Over on the CPU and GPU utilization, our CPU or GPU never reached its full 100% usage potential, which is a strange phenomenon. In most cases, the CPU generally stays within 25% usage and GPU at max usage, barring Cyberpunk 2077. However, in the case of this game, the CPU ran at an average of 78% and GPU at 80%. The temperature was nominal, with the CPU at 59 degrees Celsius and the GPU running at 68 degrees Celsius. I am under the suspicion that maybe the 4070ti and 5600 are creating some bottleneck in the game. Outside of that, it runs well. The actual gameplay tests were also pretty similar to the in-game benchmark, with no suspicious changes.
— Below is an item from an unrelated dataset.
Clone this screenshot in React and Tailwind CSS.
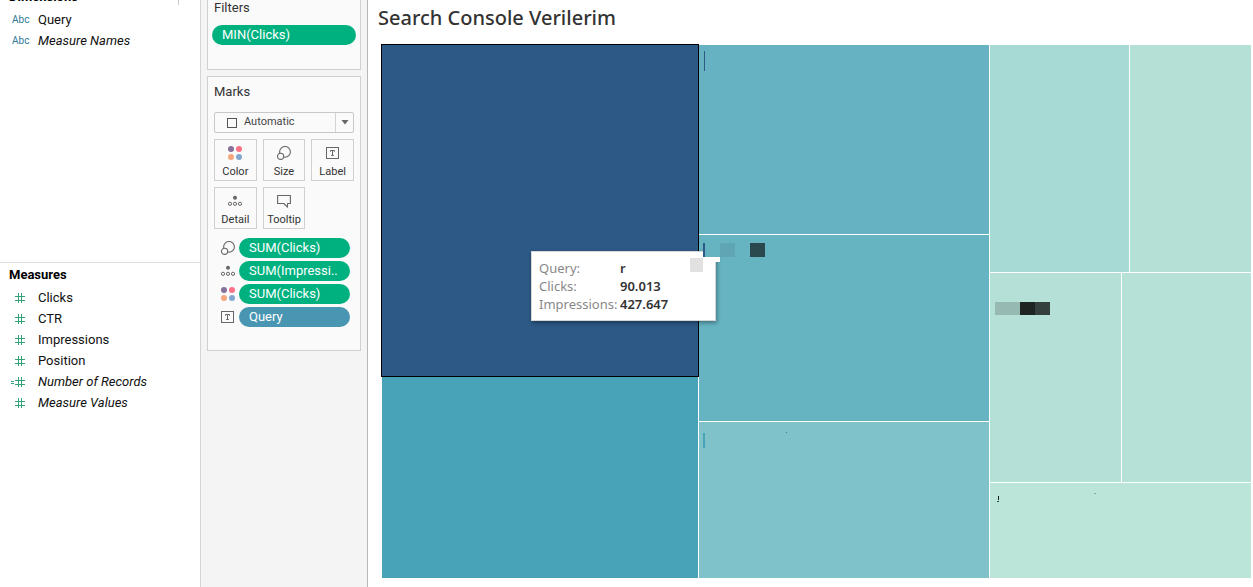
import React from 'react';

function SizeIcon() {
  return (
    <svg width="14" height="14" viewBox="0 0 14 14" fill="none" stroke="#666" strokeWidth="1.1" aria-hidden="true">
      <circle cx="8" cy="5.9" r="5.4" />
      <circle cx="3.6" cy="10.3" r="3.1" fill="#fafafa" />
    </svg>
  );
}

function DetailIcon() {
  return (
    <svg width="14" height="14" viewBox="0 0 14 14" fill="none" stroke="#666" aria-hidden="true">
      <circle cx="7" cy="3.7" r="2" fill="#666" stroke="none" />
      <circle cx="2" cy="9.8" r="1.6" />
      <circle cx="7" cy="9.8" r="1.6" />
      <circle cx="12" cy="9.8" r="1.6" />
    </svg>
  );
}

function ColorIcon() {
  return (
    <svg width="14" height="14" viewBox="0 0 14 14" aria-hidden="true">
      <circle cx="3" cy="3" r="3" fill="#86719b" />
      <circle cx="11" cy="3" r="3" fill="#fb7186" />
      <circle cx="3" cy="11" r="3" fill="#f4a77d" />
      <circle cx="11" cy="11" r="3" fill="#82a6cd" />
    </svg>
  );
}

function LabelIcon() {
  return (
    <svg width="14" height="14" viewBox="0 0 14 14" fill="none" stroke="#666" aria-hidden="true">
      <rect x="0.5" y="1.5" width="12" height="11" />
      <path d="M4.5 5.7V4.5H8.5V5.7M6.5 4.5V9.5M5.2 9.5H7.8" />
    </svg>
  );
}

function TooltipIcon() {
  return (
    <svg width="14" height="14" viewBox="0 0 14 14" fill="none" stroke="#666" strokeWidth="1.1" aria-hidden="true">
      <path d="M0.6 1.5H13.4V9.5H10.5V13.2L6.8 9.5H0.6Z" strokeLinejoin="round" />
    </svg>
  );
}

function HashIcon({ calculated }) {
  return (
    <svg width="16" height="12" viewBox="0 0 16 12" fill="none" stroke="#36a077" aria-hidden="true" className="shrink-0">
      <path d="M5 4.5H15M5 8.5H15M8.5 1V11M11.5 1V11" />
      {calculated && <path d="M1 5.5H4M1 7.5H4" />}
    </svg>
  );
}

const dimensions = [{ name: 'Query' }, { name: 'Measure Names', italic: true }];
const measures = [
  { name: 'Clicks' },
  { name: 'CTR' },
  { name: 'Impressions' },
  { name: 'Position' },
  { name: 'Number of Records', italic: true, calculated: true },
  { name: 'Measure Values', italic: true },
];
const markButtons = [
  { name: 'Color', Icon: ColorIcon },
  { name: 'Size', Icon: SizeIcon },
  { name: 'Label', Icon: LabelIcon },
  { name: 'Detail', Icon: DetailIcon },
  { name: 'Tooltip', Icon: TooltipIcon },
];
const markPills = [
  { name: 'SUM(Clicks)', Icon: SizeIcon, color: 'bg-[#00b180]' },
  { name: 'SUM(Impressi..', Icon: DetailIcon, color: 'bg-[#00b180]' },
  { name: 'SUM(Clicks)', Icon: ColorIcon, color: 'bg-[#00b180]' },
  { name: 'Query', Icon: LabelIcon, color: 'bg-[#4996b2]' },
];

function Field({ name, italic, children }) {
  return (
    <li className="flex h-[21px] items-center">
      <span className="flex w-[38px] shrink-0 items-center pl-2.5">{children}</span>
      <span className={italic ? 'italic' : ''}>{name}</span>
    </li>
  );
}

function Pill({ name, color }) {
  return (
    <button type="button" className={`h-5 w-full rounded-full px-2.5 text-left text-[13px] leading-5 text-white ${color}`}>
      {name}
    </button>
  );
}

function DataPane() {
  return (
    <aside className="flex w-[201px] shrink-0 flex-col overflow-hidden border-r border-[#d4d4d4] text-[13px] text-[#111]">
      <section className="relative h-[262px]">
        <h2 className="-mt-3 h-[21px] pl-[9px] leading-[18px] font-bold text-black">Dimensions</h2>
        <span className="absolute top-0 right-[21px] h-[5px] w-px bg-[#ccc]" />
        <ul>
          {dimensions.map((d) => (
            <Field key={d.name} {...d}>
              <span className="pl-0.5 text-[10px] leading-4 text-[#2f7896]">Abc</span>
            </Field>
          ))}
        </ul>
      </section>
      <section className="border-t border-[#e0e0e0]">
        <h2 className="h-6 pl-[9px] leading-6 font-bold text-black">Measures</h2>
        <ul>
          {measures.map((m) => (
            <Field key={m.name} {...m}>
              <HashIcon calculated={m.calculated} />
            </Field>
          ))}
        </ul>
      </section>
    </aside>
  );
}

function Shelves() {
  return (
    <aside className="flex w-[167px] shrink-0 flex-col gap-1.5 border-r border-[#b8b8b8] bg-[#f4f4f4] px-1.5 text-[#333]">
      <section className="h-[70px] border border-t-0 border-[#d0d0d0] bg-[#fafafa] px-1">
        <h2 className="mb-[9px] h-4 pl-0.5 text-[13px] leading-4">Filters</h2>
        <div className="flex">
          <Pill name="MIN(Clicks)" color="bg-[#00b180]" />
        </div>
      </section>
      <section className="h-[275px] border border-[#d0d0d0] bg-[#fafafa] px-1.5">
        <h2 className="h-[35px] pt-[7px] text-[13px] leading-4">Marks</h2>
        <label className="relative flex h-[21px] items-center rounded-xs border border-[#c8c8c8] text-[11px]">
          <span className="absolute left-3 size-2.5 border border-[#555]" />
          <select aria-label="Mark type" className="h-full w-full appearance-none bg-transparent pl-[29px] text-[#444]">
            <option>Automatic</option>
          </select>
          <span className="pointer-events-none absolute right-0 flex h-full w-[18px] items-center justify-center border-l border-[#d4d4d4]">
            <svg width="8" height="5" viewBox="0 0 8 5" aria-hidden="true"><path d="M0.5 0H7.5L4 4.5Z" fill="#666" /></svg>
          </span>
        </label>
        <div className="mt-1.5 grid grid-cols-3 gap-1.5">
          {markButtons.map(({ name, Icon }) => (
            <button key={name} type="button" className="flex h-[42px] flex-col items-center gap-1 border border-[#d0d0d0] pt-1.5 text-[11px] leading-4">
              <Icon />
              {name}
            </button>
          ))}
        </div>
        <ul className="mt-[9px] flex flex-col gap-[3px] pr-1 pl-[7px]">
          {markPills.map(({ name, Icon, color }, i) => (
            <li key={i} className="flex items-center gap-1">
              <span className="shrink-0"><Icon /></span>
              <Pill name={name} color={color} />
            </li>
          ))}
        </ul>
      </section>
    </aside>
  );
}

function HoverCard() {
  return (
    <div role="tooltip" className="absolute top-[206px] left-[149px] h-[70px] w-[185px] border border-[#d6d6d6] bg-white py-[7px] pl-[7px] font-['Noto_Sans',sans-serif] text-[13px] leading-[18px] shadow-[1px_2px_4px_rgba(0,0,0,0.35)]">
      <dl className="grid grid-cols-[81px_1fr]">
        <dt className="text-[#888]">Query:</dt>
        <dd className="font-semibold text-[#333]">r</dd>
        <dt className="text-[#888]">Clicks:</dt>
        <dd className="font-semibold text-[#333]">90.013</dd>
        <dt className="whitespace-nowrap text-[#888]">Impressions:</dt>
        <dd className="font-semibold text-[#333]">427.647</dd>
      </dl>
    </div>
  );
}

function Treemap() {
  return (
    <div className="relative grid flex-1 grid-cols-[316fr_290fr_261fr] gap-px">
      <div className="grid grid-rows-[331fr_201fr] gap-px">
        <div className="relative bg-[#2c5985] outline outline-black" />
        <div className="bg-[#48a3b9]" />
      </div>
      <div className="grid grid-rows-[189fr_186fr_156fr] gap-px">
        <div className="relative bg-[#66b2c2]">
          <span className="absolute top-1.5 left-[5px] h-5 w-px bg-[#2c5985]" />
        </div>
        <div className="bg-[#66b3c2]" />
        <div className="relative bg-[#80c2ca]">
          <span className="absolute top-[11px] left-1 h-[15px] w-0.5 bg-[#48a3b9]" />
          <span className="absolute top-[10px] left-[87px] h-px w-px bg-[#3c8085]" />
        </div>
      </div>
      <div className="grid grid-rows-[227fr_209fr_95fr] gap-px">
        <div className="grid grid-cols-[139fr_121fr] gap-px">
          <div className="bg-[#a7d9d5]" />
          <div className="bg-[#b4e0d6]" />
        </div>
        <div className="grid grid-cols-[131fr_129fr] gap-px">
          <div className="relative bg-[#b4e0d7]">
            <span className="absolute top-[29px] left-[5px] flex h-[13px]">
              <span className="w-[25px] bg-[#96b9b2]" />
              <span className="w-[15px] bg-[#1d2421]" />
              <span className="w-[15px] bg-[#34403d]" />
            </span>
          </div>
          <div className="bg-[#b5e1d6]" />
        </div>
        <div className="relative bg-[#bce5d9]">
          <span className="absolute top-[13px] left-2 h-1 w-px bg-[#17201d]" />
          <span className="absolute top-[18px] left-[7px] h-px w-0.5 bg-[#34403d]" />
          <span className="absolute top-[10px] left-[104px] h-px w-0.5 bg-[#86aaa0]" />
        </div>
      </div>
      <HoverCard />
      <span className="absolute top-[213px] left-[308px] h-3.5 w-[13px] bg-[#e1e1e1]" />
      <span className="absolute top-[198px] left-[321px] flex h-3.5">
        <span className="w-0.5 bg-[#2c5985]" />
        <span className="w-[15px] bg-[#66b3c2]" />
        <span className="w-[15px] bg-[#5fa5b3]" />
        <span className="w-[15px] bg-[#66b3c2]" />
        <span className="w-[15px] bg-[#2a494f]" />
      </span>
      <span className="absolute top-[212px] left-[321px] h-[5px] w-[17px] bg-white" />
    </div>
  );
}

export default function App() {
  return (
    <div className="flex min-h-screen bg-white font-[Roboto,sans-serif]">
      <DataPane />
      <Shelves />
      <main className="flex min-w-0 flex-1 flex-col pr-0.5 pb-[9px] pl-3.5">
        <h1 className="-ml-1 h-[45px] pt-1.5 font-['Noto_Sans',sans-serif] text-[20px] leading-6 font-medium text-[#333]">
          Search Console Verilerim
        </h1>
        <Treemap />
      </main>
    </div>
  );
}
Also, on 1080p, the game requires around 6GB of VRAM for everything to run on very high-high. Hence, if you have an 8GB card, you are fairly safe.
Assassin’s Creed Mirage: Does It Have the Magic?
Ubisoft knew what the fans needed and masterfully tapped into the past titles to bring old-school goodness to a modern Assassin’s Creed game. While the story and characters are something that lacked polish and weren’t as memorable, the gameplay and the map are so well-made and simplistic that jumping from roof to roof in Baghdad is indeed a fun experience.
Paying a fitting homage to older AC titles like Brotherhood and Revelations, Assassin’s Creed Mirage brings forth everything you’d expect from an Assassin’s Creed game of the past. No more level-based progression, no more gear grinds, and no more RPG elements. This is the Assassin’s Creed I grew up playing as a kid, who put together his pocket money and got a copy of the second game with his friend. So yeah, playing Assassin’s Creed Mirage fondly took me back to those simpler times.
The focus here is fun, and fun it is. One thing is for sure. Everyone will enjoy this title, regardless of whether you are a returning player to the series or a newcomer to the Assassin’s Creed franchise. Ubisoft couldn’t have paid a better homage to the series. It’s fanservice, and I am here for it. Beebom recommends this game with all our hearts!